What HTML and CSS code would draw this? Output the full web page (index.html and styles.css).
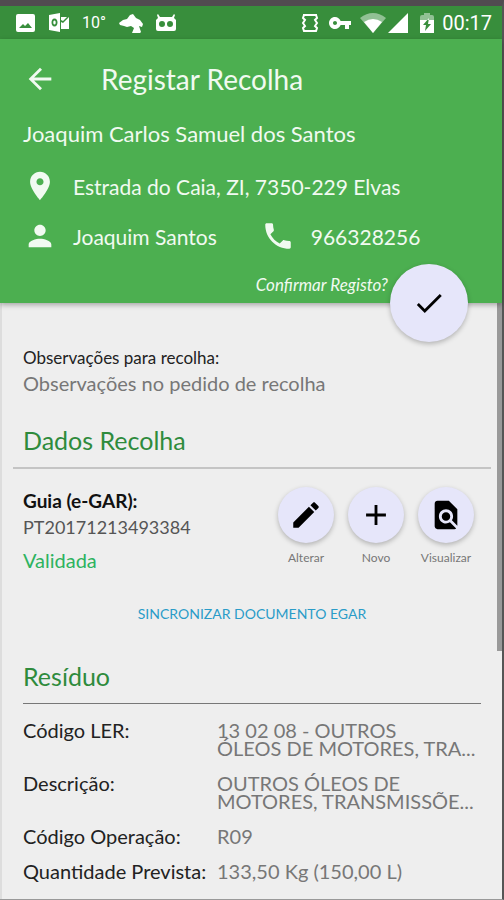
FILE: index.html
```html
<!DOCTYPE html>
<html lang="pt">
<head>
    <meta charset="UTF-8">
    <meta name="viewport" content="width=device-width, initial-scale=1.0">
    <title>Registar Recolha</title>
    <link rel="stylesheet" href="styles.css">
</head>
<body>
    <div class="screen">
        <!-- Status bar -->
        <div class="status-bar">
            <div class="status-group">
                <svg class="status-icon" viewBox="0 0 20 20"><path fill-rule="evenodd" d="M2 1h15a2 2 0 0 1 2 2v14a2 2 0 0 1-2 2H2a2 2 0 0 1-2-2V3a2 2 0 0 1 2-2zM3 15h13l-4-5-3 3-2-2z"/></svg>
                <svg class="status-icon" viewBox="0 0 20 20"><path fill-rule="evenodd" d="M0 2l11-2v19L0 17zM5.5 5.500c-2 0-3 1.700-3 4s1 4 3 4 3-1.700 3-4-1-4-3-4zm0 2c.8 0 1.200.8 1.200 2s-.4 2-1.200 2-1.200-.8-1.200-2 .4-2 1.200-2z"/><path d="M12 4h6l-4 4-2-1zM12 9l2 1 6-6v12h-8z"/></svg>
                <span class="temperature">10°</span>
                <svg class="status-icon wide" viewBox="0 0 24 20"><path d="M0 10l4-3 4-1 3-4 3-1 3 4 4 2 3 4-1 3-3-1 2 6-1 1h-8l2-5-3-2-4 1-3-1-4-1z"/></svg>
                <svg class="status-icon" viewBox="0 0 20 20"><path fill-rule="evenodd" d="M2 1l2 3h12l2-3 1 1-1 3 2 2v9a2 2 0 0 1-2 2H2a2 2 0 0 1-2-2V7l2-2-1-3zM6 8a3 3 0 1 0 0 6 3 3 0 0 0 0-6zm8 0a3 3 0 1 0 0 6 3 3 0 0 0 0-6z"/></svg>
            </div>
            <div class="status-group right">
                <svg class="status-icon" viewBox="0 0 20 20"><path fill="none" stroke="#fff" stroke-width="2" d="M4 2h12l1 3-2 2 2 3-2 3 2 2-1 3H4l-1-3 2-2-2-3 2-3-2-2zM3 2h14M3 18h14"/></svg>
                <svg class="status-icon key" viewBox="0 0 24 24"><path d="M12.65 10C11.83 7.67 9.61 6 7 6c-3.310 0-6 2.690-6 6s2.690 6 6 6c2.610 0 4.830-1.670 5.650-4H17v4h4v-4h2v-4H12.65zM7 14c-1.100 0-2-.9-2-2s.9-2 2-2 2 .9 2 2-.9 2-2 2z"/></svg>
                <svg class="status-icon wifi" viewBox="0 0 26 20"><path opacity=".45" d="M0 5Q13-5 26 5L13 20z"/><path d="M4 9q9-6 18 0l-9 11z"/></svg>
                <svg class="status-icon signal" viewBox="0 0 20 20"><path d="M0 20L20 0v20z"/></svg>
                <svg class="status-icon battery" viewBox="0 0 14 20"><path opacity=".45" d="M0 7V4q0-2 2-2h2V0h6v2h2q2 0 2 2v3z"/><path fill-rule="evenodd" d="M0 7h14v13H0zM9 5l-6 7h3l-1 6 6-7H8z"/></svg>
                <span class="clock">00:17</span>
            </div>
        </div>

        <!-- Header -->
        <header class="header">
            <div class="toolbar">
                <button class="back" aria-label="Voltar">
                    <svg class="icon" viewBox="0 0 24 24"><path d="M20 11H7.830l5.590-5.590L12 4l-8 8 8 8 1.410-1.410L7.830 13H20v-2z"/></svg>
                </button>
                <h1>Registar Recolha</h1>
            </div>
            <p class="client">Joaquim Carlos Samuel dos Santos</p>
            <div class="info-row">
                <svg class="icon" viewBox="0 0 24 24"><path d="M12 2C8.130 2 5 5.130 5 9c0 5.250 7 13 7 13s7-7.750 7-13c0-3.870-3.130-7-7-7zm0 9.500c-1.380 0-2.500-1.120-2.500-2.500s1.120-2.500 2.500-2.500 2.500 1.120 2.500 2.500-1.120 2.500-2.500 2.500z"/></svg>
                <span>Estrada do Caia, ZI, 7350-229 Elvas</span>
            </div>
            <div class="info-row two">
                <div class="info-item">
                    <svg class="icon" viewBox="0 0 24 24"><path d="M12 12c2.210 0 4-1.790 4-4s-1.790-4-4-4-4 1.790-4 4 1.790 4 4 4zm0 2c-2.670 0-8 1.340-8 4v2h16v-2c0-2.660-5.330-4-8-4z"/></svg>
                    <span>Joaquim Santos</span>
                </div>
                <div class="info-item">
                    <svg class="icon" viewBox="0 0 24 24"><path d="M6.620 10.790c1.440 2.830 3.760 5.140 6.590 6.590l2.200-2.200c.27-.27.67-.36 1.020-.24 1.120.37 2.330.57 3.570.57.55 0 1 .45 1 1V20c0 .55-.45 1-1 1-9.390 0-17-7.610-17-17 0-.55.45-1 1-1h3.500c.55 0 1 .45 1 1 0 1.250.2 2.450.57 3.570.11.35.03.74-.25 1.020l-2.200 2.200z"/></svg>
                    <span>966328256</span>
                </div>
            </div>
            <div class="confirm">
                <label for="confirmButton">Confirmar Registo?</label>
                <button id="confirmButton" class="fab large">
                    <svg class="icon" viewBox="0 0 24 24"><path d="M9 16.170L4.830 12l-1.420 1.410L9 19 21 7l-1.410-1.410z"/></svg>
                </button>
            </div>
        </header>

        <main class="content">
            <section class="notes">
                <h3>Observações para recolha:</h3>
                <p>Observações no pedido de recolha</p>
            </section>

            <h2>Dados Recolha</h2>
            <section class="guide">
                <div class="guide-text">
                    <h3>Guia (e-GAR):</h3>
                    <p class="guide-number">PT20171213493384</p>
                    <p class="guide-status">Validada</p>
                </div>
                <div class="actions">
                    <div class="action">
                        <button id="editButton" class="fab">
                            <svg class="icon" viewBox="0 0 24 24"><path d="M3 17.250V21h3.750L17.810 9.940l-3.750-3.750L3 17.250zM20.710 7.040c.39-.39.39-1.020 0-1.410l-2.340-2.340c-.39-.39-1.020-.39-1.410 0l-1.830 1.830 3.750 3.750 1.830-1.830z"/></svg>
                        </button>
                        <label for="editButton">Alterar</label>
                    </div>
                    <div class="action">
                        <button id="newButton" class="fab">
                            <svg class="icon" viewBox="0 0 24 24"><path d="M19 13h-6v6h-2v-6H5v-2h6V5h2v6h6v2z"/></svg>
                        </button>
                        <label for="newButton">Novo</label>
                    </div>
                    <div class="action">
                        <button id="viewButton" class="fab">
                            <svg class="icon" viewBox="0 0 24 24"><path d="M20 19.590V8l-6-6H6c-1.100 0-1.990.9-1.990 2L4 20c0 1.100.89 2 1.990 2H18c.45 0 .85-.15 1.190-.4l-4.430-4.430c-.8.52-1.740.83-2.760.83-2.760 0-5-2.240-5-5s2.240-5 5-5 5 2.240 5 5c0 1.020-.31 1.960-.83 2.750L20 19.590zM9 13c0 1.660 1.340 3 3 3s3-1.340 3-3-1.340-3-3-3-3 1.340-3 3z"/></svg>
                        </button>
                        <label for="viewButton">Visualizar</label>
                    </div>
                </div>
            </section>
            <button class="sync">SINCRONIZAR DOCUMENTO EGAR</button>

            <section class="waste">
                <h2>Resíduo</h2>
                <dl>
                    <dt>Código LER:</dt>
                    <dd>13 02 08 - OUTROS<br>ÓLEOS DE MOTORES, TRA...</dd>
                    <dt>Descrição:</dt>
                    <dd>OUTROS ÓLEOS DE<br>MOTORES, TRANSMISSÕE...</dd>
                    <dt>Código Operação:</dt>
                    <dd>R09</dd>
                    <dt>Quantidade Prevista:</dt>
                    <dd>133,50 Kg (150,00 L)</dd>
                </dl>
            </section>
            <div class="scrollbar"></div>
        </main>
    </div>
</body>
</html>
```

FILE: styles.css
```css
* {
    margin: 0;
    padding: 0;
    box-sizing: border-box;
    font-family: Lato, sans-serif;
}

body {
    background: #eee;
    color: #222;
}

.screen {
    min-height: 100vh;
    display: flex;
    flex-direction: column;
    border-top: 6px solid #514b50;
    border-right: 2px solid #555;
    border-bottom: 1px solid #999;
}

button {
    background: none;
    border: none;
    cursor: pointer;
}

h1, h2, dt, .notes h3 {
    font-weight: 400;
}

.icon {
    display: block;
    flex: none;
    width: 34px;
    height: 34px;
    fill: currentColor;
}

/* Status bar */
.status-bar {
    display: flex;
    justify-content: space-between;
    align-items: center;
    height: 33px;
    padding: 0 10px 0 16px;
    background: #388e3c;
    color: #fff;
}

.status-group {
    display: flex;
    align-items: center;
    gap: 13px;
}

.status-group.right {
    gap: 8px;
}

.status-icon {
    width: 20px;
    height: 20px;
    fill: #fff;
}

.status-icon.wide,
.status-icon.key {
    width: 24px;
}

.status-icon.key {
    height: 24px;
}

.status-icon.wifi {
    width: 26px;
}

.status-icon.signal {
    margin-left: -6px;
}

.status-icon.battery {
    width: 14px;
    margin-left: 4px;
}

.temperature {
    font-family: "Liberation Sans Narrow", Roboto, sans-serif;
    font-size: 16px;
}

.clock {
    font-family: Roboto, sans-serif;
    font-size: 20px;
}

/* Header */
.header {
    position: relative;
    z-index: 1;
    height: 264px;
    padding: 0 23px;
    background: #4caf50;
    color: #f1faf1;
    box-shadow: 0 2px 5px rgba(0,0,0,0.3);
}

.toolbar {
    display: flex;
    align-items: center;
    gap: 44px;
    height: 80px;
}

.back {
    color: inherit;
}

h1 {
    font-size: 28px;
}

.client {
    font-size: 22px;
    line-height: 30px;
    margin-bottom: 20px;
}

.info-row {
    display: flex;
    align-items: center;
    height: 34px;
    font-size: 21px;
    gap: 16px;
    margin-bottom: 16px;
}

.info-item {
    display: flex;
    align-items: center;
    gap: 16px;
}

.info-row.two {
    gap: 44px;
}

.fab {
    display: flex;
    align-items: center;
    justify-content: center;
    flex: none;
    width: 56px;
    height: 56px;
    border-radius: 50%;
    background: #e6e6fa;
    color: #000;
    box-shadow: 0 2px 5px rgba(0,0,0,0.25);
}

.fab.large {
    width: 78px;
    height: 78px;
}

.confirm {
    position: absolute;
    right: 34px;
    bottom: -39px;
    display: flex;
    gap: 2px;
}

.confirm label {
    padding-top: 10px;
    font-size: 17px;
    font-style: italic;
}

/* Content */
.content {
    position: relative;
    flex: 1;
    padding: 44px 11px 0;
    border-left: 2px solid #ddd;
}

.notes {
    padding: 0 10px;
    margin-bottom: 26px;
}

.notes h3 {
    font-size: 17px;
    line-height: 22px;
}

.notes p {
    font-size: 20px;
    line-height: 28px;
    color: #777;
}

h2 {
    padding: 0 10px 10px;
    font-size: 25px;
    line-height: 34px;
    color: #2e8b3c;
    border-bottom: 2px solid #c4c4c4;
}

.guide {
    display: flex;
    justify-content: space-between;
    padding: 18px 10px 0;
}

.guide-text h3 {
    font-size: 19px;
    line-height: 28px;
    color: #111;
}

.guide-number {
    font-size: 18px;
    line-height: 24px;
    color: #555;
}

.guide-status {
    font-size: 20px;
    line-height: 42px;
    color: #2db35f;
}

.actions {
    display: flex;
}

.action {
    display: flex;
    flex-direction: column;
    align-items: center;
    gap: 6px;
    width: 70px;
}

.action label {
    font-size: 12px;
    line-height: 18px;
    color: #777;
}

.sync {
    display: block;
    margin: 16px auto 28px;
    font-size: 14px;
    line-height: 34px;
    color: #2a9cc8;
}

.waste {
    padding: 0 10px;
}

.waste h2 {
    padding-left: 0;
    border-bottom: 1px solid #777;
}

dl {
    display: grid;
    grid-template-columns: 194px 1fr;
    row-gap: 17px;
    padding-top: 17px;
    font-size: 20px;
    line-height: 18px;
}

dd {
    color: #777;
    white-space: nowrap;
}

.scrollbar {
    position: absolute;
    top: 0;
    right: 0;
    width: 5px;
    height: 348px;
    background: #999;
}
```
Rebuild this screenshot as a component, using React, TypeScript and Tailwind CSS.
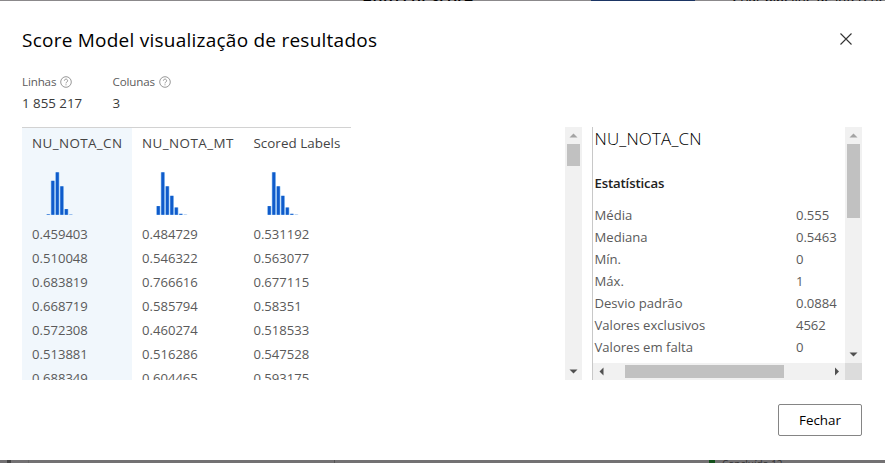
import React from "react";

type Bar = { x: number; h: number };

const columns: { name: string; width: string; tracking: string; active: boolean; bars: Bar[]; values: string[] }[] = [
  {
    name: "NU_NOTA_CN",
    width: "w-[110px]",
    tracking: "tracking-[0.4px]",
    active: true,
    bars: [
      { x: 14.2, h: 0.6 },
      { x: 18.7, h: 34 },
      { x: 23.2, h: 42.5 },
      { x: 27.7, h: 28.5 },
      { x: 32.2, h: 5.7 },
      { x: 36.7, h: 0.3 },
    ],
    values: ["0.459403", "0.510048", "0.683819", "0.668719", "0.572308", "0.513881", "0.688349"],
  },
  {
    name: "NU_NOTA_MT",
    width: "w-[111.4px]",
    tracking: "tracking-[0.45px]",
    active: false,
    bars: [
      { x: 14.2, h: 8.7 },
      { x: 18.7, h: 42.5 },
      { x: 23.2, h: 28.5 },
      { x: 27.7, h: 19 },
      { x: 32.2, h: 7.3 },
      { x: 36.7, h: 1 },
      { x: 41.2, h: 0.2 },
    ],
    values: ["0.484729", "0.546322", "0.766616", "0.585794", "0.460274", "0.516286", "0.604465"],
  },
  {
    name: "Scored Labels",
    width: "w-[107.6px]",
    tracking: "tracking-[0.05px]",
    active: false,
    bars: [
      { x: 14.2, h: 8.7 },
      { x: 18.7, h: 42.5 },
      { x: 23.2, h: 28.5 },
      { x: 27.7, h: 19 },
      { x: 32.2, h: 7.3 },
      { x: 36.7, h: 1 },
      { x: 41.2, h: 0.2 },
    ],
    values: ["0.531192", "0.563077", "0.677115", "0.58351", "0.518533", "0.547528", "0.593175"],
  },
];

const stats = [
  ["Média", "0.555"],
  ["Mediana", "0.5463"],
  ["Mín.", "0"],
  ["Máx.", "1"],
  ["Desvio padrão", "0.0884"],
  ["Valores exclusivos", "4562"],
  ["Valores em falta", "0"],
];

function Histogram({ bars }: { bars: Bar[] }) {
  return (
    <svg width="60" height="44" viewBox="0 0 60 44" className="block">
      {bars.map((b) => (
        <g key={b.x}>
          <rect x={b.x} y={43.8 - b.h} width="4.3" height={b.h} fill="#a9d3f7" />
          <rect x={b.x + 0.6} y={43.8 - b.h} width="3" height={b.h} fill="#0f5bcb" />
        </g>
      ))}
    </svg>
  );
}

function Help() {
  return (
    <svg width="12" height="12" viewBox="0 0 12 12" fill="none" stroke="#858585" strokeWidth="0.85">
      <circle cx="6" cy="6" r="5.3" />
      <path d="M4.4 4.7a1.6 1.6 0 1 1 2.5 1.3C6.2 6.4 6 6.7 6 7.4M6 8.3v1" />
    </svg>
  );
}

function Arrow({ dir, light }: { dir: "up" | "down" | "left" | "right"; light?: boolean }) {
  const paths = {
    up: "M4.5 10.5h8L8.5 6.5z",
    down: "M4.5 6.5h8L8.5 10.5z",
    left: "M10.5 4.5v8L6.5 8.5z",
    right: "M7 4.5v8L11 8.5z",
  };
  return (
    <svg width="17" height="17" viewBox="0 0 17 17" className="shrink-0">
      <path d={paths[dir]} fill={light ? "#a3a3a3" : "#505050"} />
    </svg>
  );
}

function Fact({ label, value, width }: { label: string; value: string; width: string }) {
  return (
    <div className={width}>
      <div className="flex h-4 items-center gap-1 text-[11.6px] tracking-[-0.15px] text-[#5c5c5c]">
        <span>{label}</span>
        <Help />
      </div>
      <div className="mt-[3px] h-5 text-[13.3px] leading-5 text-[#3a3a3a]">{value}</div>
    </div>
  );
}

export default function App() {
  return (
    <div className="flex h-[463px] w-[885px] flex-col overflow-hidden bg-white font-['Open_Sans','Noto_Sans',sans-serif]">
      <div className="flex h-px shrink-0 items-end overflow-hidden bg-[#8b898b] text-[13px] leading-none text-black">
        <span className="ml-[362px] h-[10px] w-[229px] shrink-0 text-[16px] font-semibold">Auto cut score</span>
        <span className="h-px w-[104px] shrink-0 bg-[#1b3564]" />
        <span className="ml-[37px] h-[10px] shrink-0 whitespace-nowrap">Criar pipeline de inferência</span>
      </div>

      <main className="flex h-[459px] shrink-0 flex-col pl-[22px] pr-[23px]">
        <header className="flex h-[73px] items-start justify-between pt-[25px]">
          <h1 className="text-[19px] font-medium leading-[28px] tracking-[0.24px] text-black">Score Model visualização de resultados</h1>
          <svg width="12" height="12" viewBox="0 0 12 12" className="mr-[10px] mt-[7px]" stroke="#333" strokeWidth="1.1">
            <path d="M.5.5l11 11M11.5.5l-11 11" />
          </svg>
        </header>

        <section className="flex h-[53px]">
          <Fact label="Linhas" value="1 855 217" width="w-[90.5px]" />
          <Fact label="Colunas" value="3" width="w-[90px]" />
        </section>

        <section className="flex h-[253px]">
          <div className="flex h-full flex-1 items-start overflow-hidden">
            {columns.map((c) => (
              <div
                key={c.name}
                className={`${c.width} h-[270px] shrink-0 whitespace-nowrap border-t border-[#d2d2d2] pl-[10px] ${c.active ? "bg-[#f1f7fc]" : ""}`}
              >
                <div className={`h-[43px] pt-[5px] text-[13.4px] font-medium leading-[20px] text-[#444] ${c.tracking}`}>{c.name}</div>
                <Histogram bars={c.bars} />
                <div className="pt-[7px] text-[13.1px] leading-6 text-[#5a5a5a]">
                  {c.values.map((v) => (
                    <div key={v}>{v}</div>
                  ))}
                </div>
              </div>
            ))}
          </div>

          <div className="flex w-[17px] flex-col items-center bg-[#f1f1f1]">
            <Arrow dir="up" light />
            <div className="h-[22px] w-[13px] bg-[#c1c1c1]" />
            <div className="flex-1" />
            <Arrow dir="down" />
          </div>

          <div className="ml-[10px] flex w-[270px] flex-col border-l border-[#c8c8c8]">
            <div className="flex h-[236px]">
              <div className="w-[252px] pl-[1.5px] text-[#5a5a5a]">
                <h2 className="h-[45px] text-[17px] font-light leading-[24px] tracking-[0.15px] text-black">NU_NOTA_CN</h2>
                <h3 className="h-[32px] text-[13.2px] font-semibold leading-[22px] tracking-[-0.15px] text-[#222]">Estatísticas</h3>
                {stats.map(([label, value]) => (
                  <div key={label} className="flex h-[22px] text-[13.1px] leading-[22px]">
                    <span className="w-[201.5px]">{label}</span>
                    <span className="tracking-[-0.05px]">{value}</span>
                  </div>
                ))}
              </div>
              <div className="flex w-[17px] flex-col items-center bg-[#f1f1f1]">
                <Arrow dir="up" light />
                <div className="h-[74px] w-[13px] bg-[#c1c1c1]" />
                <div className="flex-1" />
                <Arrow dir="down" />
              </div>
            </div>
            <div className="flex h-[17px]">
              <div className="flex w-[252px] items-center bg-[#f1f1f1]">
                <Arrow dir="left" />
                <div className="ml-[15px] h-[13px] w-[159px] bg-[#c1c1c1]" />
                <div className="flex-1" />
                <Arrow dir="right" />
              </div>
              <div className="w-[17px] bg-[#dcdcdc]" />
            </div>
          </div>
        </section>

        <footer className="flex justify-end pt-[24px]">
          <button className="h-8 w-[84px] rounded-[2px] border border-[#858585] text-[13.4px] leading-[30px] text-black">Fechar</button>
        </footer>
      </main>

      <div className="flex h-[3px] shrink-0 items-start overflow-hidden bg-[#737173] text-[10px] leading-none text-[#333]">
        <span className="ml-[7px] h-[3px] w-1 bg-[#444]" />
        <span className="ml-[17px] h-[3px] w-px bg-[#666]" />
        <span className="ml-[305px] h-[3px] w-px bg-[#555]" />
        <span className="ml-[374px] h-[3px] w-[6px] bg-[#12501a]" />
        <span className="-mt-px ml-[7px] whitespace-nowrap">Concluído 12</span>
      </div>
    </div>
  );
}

====

Above are records with pictures. Reproduce exactly only the lines from the line with "Rebuild this screenshot" through the line with "number; h: number", both ends included, and leave the pictures out.

## RESULT OF THIS EXERCISE
Rebuild this screenshot as a component, using React, TypeScript and Tailwind CSS.
import React from "react";

type Bar = { x: number; h: number };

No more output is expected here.